The legal tussle between the major US sports leagues and the state of Delware intensified as the week ended, with the leagues gaining the advantage in their request for an urgent appeal hearing for an injunction stopping Delaware from implementing newly approved state laws permitting sports betting.
The tit-for-tat struggle started when the leagues opposed moves by the state to introduce single game sportsbetting, launching litigation that included a request for an injunction against Delaware implementing its sportsbetting initiative until the main case on the constutionality of the new Delaware law had been heard on December 7th. Delaware were ahead on that one when the judge rejected the injunction.

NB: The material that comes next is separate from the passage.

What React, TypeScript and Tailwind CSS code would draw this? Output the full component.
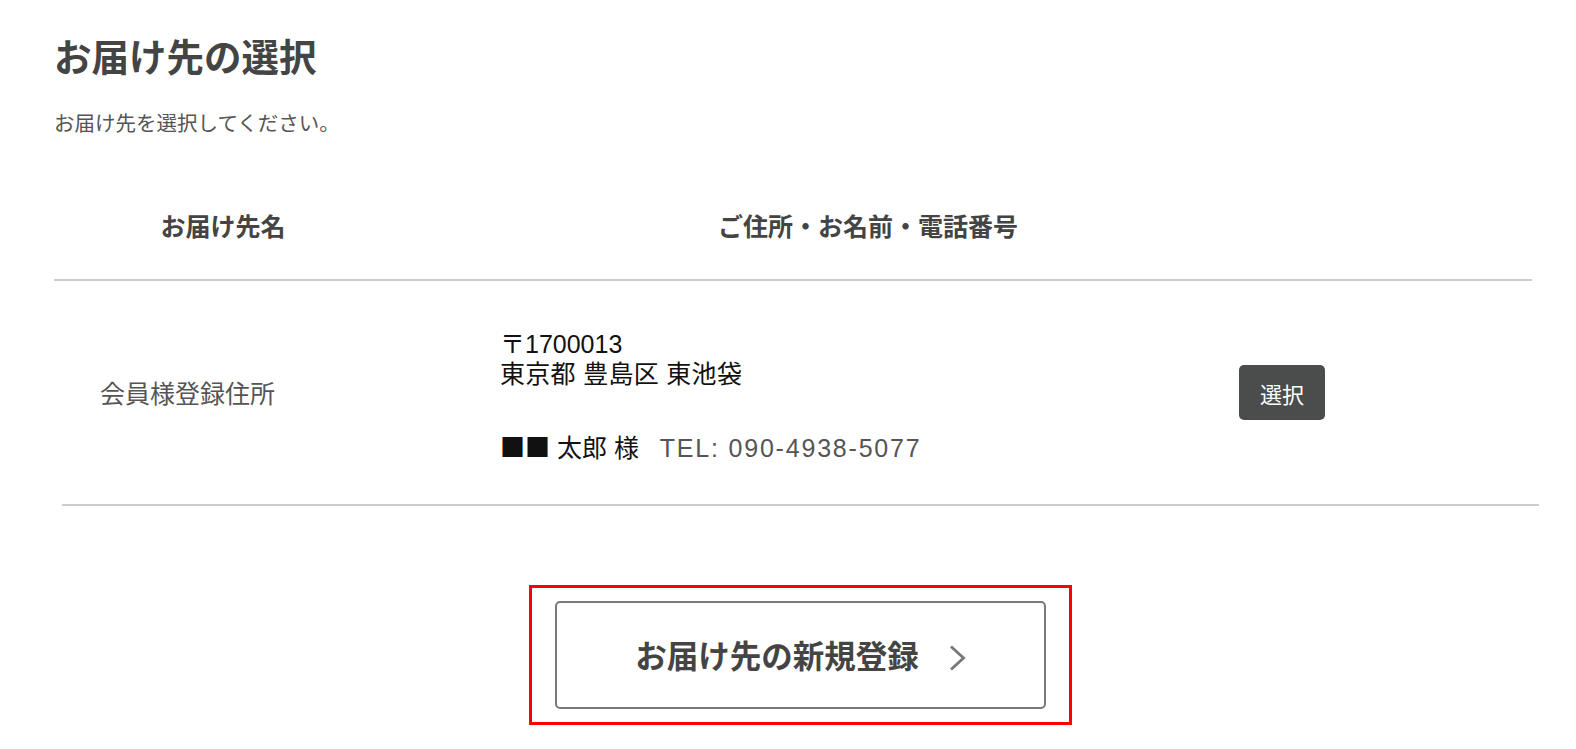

Clearly concerned that Delaware could be taking bets as the football season commenced in September, the leagues then launched an urgent appeal against the rejection of the injunction.
Delaware lawyers responded by opposing the urgency application as unnecessary.
In the latest clash Friday, the leagues were successful in getting the 3rd U.S. Circuit Court of Appeals in Philadelphia to grant an expedited hearing to keep Delaware from instituting sports betting at its three racetracks and casinos on September 1, in time for the college and pro football season.
The court ruled that a three-judge panel will listen to arguments from the leagues that sports betting does irreparable harm to their reputations at an urgent hearing on August 24th.
In confident mood, a spokesman for Delaware Governor Jack Markell said: "The court made clear it wants to move quickly to resolve these issues, which is fine. We look forward to our day in court."
ESPN reported that Jeffrey Standen, a law professor at Willamette University in Salem, Ore., and a sports gambling expert would bet on the state winning this one.
"If I had to handicap this, I think the argument is stronger in state law," said Standen. "But the leagues would prefer to win a federal claim."